From a practical standpoint, for most taxpayers this option would have the same effect as a §481(a) adjustment taking effect entirely in the year of change—only those with contracts that began before the start of the tax year and are still in process at the end of the tax year would see a different result.
While the above guidance uses the same tests for a “small business” as was found for the capitalization/repair regulation relief granted in Revenue Procedure 2015-20 and, as with that relief, allows for a “cut-off” recognition of the change, this relief does not remove the need to file the Form 3115 itself.
For those changes that do not meet the “small business” exception above, a separate §481(a) adjustment will need to be computed for each separate and distinct trade or business the taxpayer conducts.

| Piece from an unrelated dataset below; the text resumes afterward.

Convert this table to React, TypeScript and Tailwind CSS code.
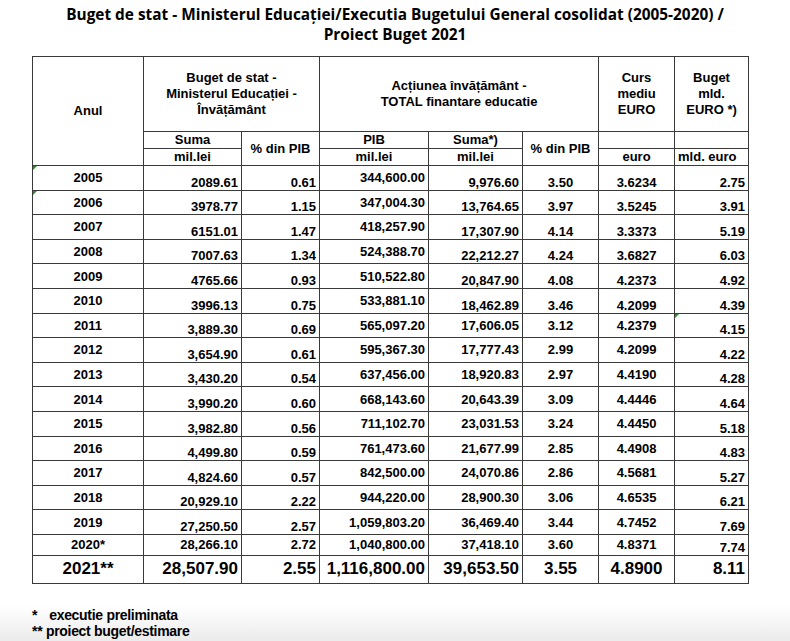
import React from 'react';

type Row = {
  year: string;
  vals: string[];
  early?: boolean;
  mark?: boolean;
  markLast?: boolean;
};

const rows: Row[] = [
  { year: '2005', vals: ['2089.61', '0.61', '344,600.00', '9,976.60', '3.50', '3.6234', '2.75'], early: true, mark: true },
  { year: '2006', vals: ['3978.77', '1.15', '347,004.30', '13,764.65', '3.97', '3.5245', '3.91'], early: true, mark: true },
  { year: '2007', vals: ['6151.01', '1.47', '418,257.90', '17,307.90', '4.14', '3.3373', '5.19'], early: true },
  { year: '2008', vals: ['7007.63', '1.34', '524,388.70', '22,212.27', '4.24', '3.6827', '6.03'], early: true },
  { year: '2009', vals: ['4765.66', '0.93', '510,522.80', '20,847.90', '4.08', '4.2373', '4.92'], early: true },
  { year: '2010', vals: ['3996.13', '0.75', '533,881.10', '18,462.89', '3.46', '4.2099', '4.39'], early: true },
  { year: '2011', vals: ['3,889.30', '0.69', '565,097.20', '17,606.05', '3.12', '4.2379', '4.15'], markLast: true },
  { year: '2012', vals: ['3,654.90', '0.61', '595,367.30', '17,777.43', '2.99', '4.2099', '4.22'] },
  { year: '2013', vals: ['3,430.20', '0.54', '637,456.00', '18,920.83', '2.97', '4.4190', '4.28'] },
  { year: '2014', vals: ['3,990.20', '0.60', '668,143.60', '20,643.39', '3.09', '4.4446', '4.64'] },
  { year: '2015', vals: ['3,982.80', '0.56', '711,102.70', '23,031.53', '3.24', '4.4450', '5.18'] },
  { year: '2016', vals: ['4,499.80', '0.59', '761,473.60', '21,677.99', '2.85', '4.4908', '4.83'] },
  { year: '2017', vals: ['4,824.60', '0.57', '842,500.00', '24,070.86', '2.86', '4.5681', '5.27'] },
  { year: '2018', vals: ['20,929.10', '2.22', '944,220.00', '28,900.30', '3.06', '4.6535', '6.21'] },
  { year: '2019', vals: ['27,250.50', '2.57', '1,059,803.20', '36,469.40', '3.44', '4.7452', '7.69'] },
];

const cell = 'border border-[#3a3a3a] px-[3px] py-0';

const Mark = () => (
  <span className="absolute left-0 top-0 h-0 w-0 border-t-[4px] border-r-[4px] border-t-[#2e8b2e] border-r-transparent" />
);

export default function App() {
  return (
    <div className="h-[641px] w-[790px] bg-[linear-gradient(to_bottom,#ffffff_0px,#ffffff_606px,#ebebeb_641px)] text-black">
      <div className="pt-[5px] text-center font-['Open_Sans',sans-serif] text-[15.4px] font-bold leading-[20px]">
        <div>Buget de stat - Ministerul Educației/Executia Bugetului General cosolidat (2005-2020) /</div>
        <div>Proiect Buget 2021</div>
      </div>

      <table className="ml-[32px] mt-[11px] w-[716px] table-fixed border-collapse font-['Liberation_Sans',Arial,sans-serif] text-[13px] font-bold leading-[16px]">
        <colgroup>
          <col className="w-[111px]" />
          <col className="w-[98px]" />
          <col className="w-[78px]" />
          <col className="w-[109px]" />
          <col className="w-[94px]" />
          <col className="w-[76px]" />
          <col className="w-[76px]" />
          <col className="w-[74px]" />
        </colgroup>
        <thead>
          <tr className="h-[75px]">
            <th rowSpan={3} className={`${cell} text-center align-middle`}>Anul</th>
            <th colSpan={2} className={`${cell} text-center align-middle`}>
              Buget de stat -<br />Ministerul Educației -<br />Învățământ
            </th>
            <th colSpan={3} className={`${cell} text-center align-middle`}>
              Acțiunea învățământ -<br />TOTAL finantare educatie
            </th>
            <th className={`${cell} text-center align-middle`}>
              Curs<br />mediu<br />EURO
            </th>
            <th className={`${cell} text-center align-middle`}>
              Buget<br />mld.<br />EURO *)
            </th>
          </tr>
          <tr className="h-[17px]">
            <th className={`${cell} text-center align-middle`}>Suma</th>
            <th rowSpan={2} className={`${cell} text-center align-middle`}>% din PIB</th>
            <th className={`${cell} text-center align-middle`}>PIB</th>
            <th className={`${cell} text-center align-middle`}>Suma*)</th>
            <th rowSpan={2} className={`${cell} text-center align-middle`}>% din PIB</th>
            <th className={cell}></th>
            <th className={cell}></th>
          </tr>
          <tr className="h-[17px]">
            <th className={`${cell} text-center align-middle`}>mil.lei</th>
            <th className={`${cell} text-center align-middle`}>mil.lei</th>
            <th className={`${cell} text-center align-middle`}>mil.lei</th>
            <th className={`${cell} text-center align-middle`}>euro</th>
            <th className={`${cell} text-left align-middle`}>mld. euro</th>
          </tr>
        </thead>
        <tbody className="leading-[15px]">
          {rows.map((r) => {
            const v = r.early ? 'align-bottom' : 'align-middle';
            return (
              <tr key={r.year} className="h-[24.6px]">
                <td className={`${cell} relative text-center align-middle`}>
                  {r.mark && <Mark />}
                  {r.year}
                </td>
                <td className={`${cell} text-right align-bottom`}>{r.vals[0]}</td>
                <td className={`${cell} text-right align-bottom`}>{r.vals[1]}</td>
                <td className={`${cell} text-right align-middle`}>{r.vals[2]}</td>
                <td className={`${cell} text-right ${v}`}>{r.vals[3]}</td>
                <td className={`${cell} text-center ${v}`}>{r.vals[4]}</td>
                <td className={`${cell} text-center ${v}`}>{r.vals[5]}</td>
                <td className={`${cell} relative text-right align-bottom`}>
                  {r.markLast && <Mark />}
                  {r.vals[6]}
                </td>
              </tr>
            );
          })}
          <tr className="h-[21px]">
            <td className={`${cell} text-center align-middle`}>2020*</td>
            <td className={`${cell} text-right align-middle`}>28,266.10</td>
            <td className={`${cell} text-right align-middle`}>2.72</td>
            <td className={`${cell} text-right align-middle`}>1,040,800.00</td>
            <td className={`${cell} text-right align-middle`}>37,418.10</td>
            <td className={`${cell} text-center align-middle`}>3.60</td>
            <td className={`${cell} text-center align-middle`}>4.8371</td>
            <td className={`${cell} text-right align-bottom`}>7.74</td>
          </tr>
          <tr className="h-[28px] text-[17px] leading-[20px]">
            <td className={`${cell} text-center align-middle`}>2021**</td>
            <td className={`${cell} text-right align-middle`}>28,507.90</td>
            <td className={`${cell} text-right align-middle`}>2.55</td>
            <td className={`${cell} text-right align-middle`}>1,116,800.00</td>
            <td className={`${cell} text-right align-middle`}>39,653.50</td>
            <td className={`${cell} text-center align-middle`}>3.55</td>
            <td className={`${cell} text-center align-middle`}>4.8900</td>
            <td className={`${cell} text-right align-middle`}>8.11</td>
          </tr>
        </tbody>
      </table>

      <div className="ml-[32px] mt-[23px] font-['Liberation_Sans',Arial,sans-serif] text-[14px] font-bold leading-[16px] tracking-[-0.3px]">
        <div>
          *<span className="ml-[12px]">executie preliminata</span>
        </div>
        <div>** proiect buget/estimare</div>
      </div>
    </div>
  );
}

The proposed revenue procedure concludes by noting that multiple requests to make qualifying same-year method changes may be made in a single request. That is, a single Form 3115 would suffice, rather than needing a separate Form 3115 for each distinct method change.
One key take-away from this proposed procedure is that the IRS is not providing that all changes required by the new FASB standard will be rendered acceptable for tax purposes merely by filing a Form 3115. Rather, the burden is on the taxpayer to establish that the method being requested is not itself at odds with the law or regulations under IRC §451. Rather, to the extent the new standard results in a method that is acceptable under the already existing law, the IRS will smooth the path to allow the taxpayer to bring its revenue for tax purposes more into line with what the entity will now be reporting for financial statement purposes.